Problem to solve: Which lines hold the word "styled"? Show each of them.

Stored data:
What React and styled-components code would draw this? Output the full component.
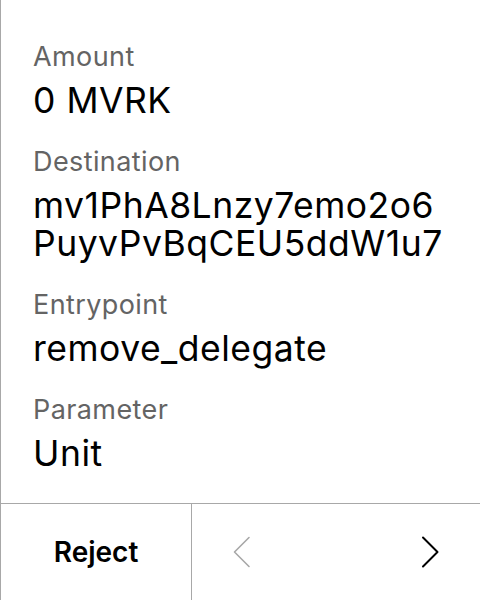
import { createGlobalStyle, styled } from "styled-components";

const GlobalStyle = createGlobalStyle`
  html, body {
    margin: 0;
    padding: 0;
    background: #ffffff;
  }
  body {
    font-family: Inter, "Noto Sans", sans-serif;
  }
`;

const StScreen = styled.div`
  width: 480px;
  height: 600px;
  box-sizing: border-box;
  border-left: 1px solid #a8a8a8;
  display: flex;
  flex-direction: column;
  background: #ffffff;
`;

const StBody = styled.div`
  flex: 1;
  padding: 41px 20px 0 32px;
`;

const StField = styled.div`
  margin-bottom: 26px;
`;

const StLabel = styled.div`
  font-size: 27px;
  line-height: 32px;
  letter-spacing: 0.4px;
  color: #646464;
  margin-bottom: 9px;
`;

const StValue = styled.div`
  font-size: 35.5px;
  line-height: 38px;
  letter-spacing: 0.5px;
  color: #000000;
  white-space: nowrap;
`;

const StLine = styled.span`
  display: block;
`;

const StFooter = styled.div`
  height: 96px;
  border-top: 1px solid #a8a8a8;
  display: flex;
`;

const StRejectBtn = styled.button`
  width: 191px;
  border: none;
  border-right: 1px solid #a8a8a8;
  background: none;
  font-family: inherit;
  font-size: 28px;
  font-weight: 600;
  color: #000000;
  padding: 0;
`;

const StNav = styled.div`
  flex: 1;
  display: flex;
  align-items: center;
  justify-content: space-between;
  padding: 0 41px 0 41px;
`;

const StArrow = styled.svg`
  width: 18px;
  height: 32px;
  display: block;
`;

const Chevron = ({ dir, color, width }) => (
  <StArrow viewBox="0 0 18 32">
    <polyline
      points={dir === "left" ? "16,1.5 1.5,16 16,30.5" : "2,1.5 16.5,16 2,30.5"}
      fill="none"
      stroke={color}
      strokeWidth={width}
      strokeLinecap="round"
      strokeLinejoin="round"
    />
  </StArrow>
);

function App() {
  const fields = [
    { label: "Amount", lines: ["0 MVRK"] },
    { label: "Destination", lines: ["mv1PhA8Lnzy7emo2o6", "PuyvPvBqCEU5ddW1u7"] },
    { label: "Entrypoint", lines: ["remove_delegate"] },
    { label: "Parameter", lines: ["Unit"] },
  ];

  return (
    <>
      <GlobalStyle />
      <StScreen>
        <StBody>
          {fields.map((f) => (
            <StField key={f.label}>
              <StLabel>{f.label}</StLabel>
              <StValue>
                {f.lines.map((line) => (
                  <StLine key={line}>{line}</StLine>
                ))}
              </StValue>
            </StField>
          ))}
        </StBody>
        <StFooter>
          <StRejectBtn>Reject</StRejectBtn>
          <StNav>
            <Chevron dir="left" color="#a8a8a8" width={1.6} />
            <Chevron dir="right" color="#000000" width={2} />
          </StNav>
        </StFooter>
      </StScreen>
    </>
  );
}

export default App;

In response:
What React and styled-components code would draw this? Output the full component.
import { createGlobalStyle, styled } from "styled-components";
const StScreen = styled.div`
const StBody = styled.div`
const StField = styled.div`
const StLabel = styled.div`
const StValue = styled.div`
const StLine = styled.span`
const StFooter = styled.div`
const StRejectBtn = styled.button`
const StNav = styled.div`
const StArrow = styled.svg`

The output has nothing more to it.